Posted by: Socialism In One Bedroom | February 17, 2014 at 05:09 PM
Amusing to see Will Davies elide the role of intermediaries like Paul Stretford.
http://www.ippr.org/juncture/171/11905/the-tyranny-of-intermediaries-who-writes-the-rules-of-our-modern-capitalism
Posted by: Dave Timoney | February 17, 2014 at 05:38 PM
@ Alfred - you're right.
@ FATE - the rise of agents can be seen as another institutional change that has raised the bargaining ppower of players since Finney's day.
@ Will - yes.

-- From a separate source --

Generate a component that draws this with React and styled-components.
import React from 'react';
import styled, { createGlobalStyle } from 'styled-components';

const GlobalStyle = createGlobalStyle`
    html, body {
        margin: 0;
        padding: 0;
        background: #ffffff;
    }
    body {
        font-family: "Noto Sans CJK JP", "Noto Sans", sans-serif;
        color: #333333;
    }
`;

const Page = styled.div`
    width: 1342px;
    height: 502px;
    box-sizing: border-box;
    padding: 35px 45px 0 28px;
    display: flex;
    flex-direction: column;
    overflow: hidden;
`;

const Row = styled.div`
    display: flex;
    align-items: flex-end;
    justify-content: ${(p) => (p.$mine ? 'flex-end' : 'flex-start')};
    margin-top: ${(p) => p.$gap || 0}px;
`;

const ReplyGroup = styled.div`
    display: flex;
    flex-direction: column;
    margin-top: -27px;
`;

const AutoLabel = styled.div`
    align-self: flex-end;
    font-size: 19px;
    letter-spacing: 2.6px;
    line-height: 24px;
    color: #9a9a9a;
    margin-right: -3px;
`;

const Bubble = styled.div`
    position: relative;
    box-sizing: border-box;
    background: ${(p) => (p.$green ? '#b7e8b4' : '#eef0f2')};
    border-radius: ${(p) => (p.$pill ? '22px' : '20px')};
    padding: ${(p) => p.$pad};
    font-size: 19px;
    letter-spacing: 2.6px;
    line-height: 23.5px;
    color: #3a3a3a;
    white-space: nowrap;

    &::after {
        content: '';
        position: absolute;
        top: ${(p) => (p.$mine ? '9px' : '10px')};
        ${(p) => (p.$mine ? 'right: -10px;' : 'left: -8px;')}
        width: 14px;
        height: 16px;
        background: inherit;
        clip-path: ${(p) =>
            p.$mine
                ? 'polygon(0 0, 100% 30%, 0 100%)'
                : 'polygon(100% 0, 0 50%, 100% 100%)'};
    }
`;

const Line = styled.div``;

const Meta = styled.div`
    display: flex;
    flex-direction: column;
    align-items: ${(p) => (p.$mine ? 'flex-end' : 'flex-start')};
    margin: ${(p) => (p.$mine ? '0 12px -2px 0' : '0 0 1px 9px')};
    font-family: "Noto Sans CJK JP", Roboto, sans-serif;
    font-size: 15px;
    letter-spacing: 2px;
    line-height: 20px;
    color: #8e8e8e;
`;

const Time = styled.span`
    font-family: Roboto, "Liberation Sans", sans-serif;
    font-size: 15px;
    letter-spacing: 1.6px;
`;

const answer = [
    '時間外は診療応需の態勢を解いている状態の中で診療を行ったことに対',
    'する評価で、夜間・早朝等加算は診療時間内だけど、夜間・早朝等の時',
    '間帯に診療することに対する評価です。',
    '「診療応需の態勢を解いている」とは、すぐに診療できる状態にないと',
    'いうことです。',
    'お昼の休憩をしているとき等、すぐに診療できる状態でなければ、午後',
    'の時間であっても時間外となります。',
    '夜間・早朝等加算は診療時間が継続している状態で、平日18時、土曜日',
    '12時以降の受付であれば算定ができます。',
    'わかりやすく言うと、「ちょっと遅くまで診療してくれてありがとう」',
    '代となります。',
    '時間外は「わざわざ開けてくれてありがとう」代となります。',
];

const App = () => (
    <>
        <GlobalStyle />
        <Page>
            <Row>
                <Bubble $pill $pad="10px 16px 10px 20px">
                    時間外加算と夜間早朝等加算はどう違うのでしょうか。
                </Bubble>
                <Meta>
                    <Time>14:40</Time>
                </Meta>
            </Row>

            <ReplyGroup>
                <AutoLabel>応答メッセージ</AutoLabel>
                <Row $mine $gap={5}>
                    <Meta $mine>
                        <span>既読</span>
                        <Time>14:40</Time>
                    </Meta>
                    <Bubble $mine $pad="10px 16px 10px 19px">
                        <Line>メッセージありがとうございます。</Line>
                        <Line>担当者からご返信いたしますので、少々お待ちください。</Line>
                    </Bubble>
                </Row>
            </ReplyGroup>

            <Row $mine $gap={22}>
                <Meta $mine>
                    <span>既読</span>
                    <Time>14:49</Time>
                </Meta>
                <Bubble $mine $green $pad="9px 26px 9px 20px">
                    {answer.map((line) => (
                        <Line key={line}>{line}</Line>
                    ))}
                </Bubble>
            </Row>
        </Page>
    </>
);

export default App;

Insofar as players have become more footloose because of neoliberalism (or the rise of narcissism or whatever) it's one of the cultural changes which has shifted bargaining power.
Posted by: chris | February 17, 2014 at 06:10 PM
I'm interested in exactly how bargaining power is separable from the utilities of various outcomes.
Every time I see high bargaining power discussed people really seem to mean relatively high payoffs for no agreement (p).
Even in the example of the offer from Palermo it is just an instance of reduced value of opportunities for Finney available elsewhere - because of loyalty or otherwise.
Similarly, institutional factors such as minimum wage legislation should all be expressed terms of payoffs.
Is bargaining power really a clearly defined factor? I can think off a few complications that aren't encapsulated in the payoffs, but not ones usefully summarised as a single bargaining power coefficient.
Yours faithfully,
Andrew
Posted by: Andrew | February 18, 2014 at 08:32 AM
With regard to your point about players being more "footloose" these days isn't that more a function of technology & globalisation rather than narcissism.
1952 Palermo would have been a very strange environment for Finney. No recognisable food, drink, language, media (newspapers/radio), British ex-pats, British holiday makers etc.
A Wayne Rooney moving to Palermo today would probably speak the same amount of Italian as Finney (none) but could lead a lifestyle in an English ex-pat bubble. Skype-ing relatives at home, watching UK TV online, friends flying out on Easyjet every weekend.
Hence it is easier to be footloose today.
Same with bargaining power for footloose investment bankers. Moving from JPMorgan in Canary Wharf to a better offer at Citibank in Canary Wharf doesn't involve moving house, your spouse having to find a new job, or your kids having to move school.